Verizon Plans To Roll Out Its 5G Mobile Network In 30 Cities This Year (engadget.com)
Verizon has announced plans to turn on its 5G mobile network in 30 U.S. cities this year. "It revealed the plan during an investor meeting Thursday, though didn't disclose the list of cities," reports Engadget. From the report: Verizon already offers home broadband service via 5G in Los Angeles, Houston, Indianapolis and Sacramento. This month, it hinted at upcoming rollouts in New York City and Atlanta, as well as Medford, Massachusetts, suggesting Verizon will bring 5G to nearby Boston too. The provider plans to flip the switch on its mobile 5G network in the first half of this year, and it will expand its home 5G service to more markets later in 2019. One of the first phones to support Verizon's nascent 5G network will be the Samsung Galaxy S10 5G, which was unveiled yesterday at Samsung's Unpacked event. The device has a larger screen and battery than the S10 Plus, and will temporarily be a Verizon exclusive before expanding to other carriers in the weeks after launch. It's slated to go on sale sometime "in the first half of 2019."

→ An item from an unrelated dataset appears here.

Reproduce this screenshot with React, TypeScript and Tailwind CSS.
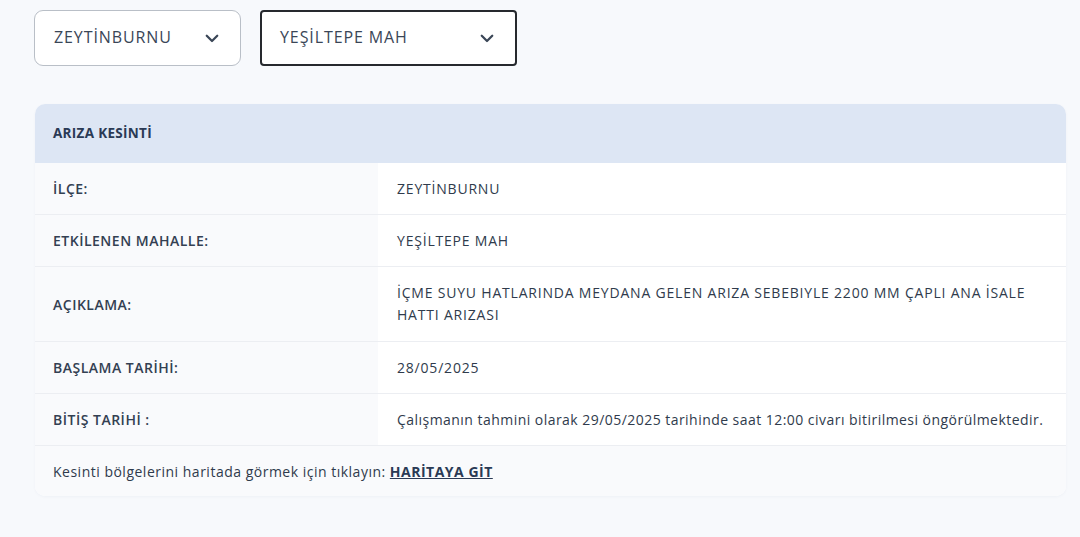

5G isn't for the customer -- the customer already has fast data in the form of 4G. It's for device makers who want to put a camera and mic in everything, phoning (hah!) home to the mothership, governments that want to roll out surveillance networks on the cheap. You're the product, not the customer.
Me? I've turned off my data plan and now pay under $20/mo, if and when I choose to bring my cell with me. All hail Ned Ludd!
Verizon has announced plans to turn on its 5G mobile network in 30 U.S. cities this year.
Cities, cities, all the time cities!
Wireless isn't (just) about cities, where you have a concentration of devices to connect, short distances between them, and infrastructure for building infrastructure.
Wireless is about being able to serve customers WHEREVER they are.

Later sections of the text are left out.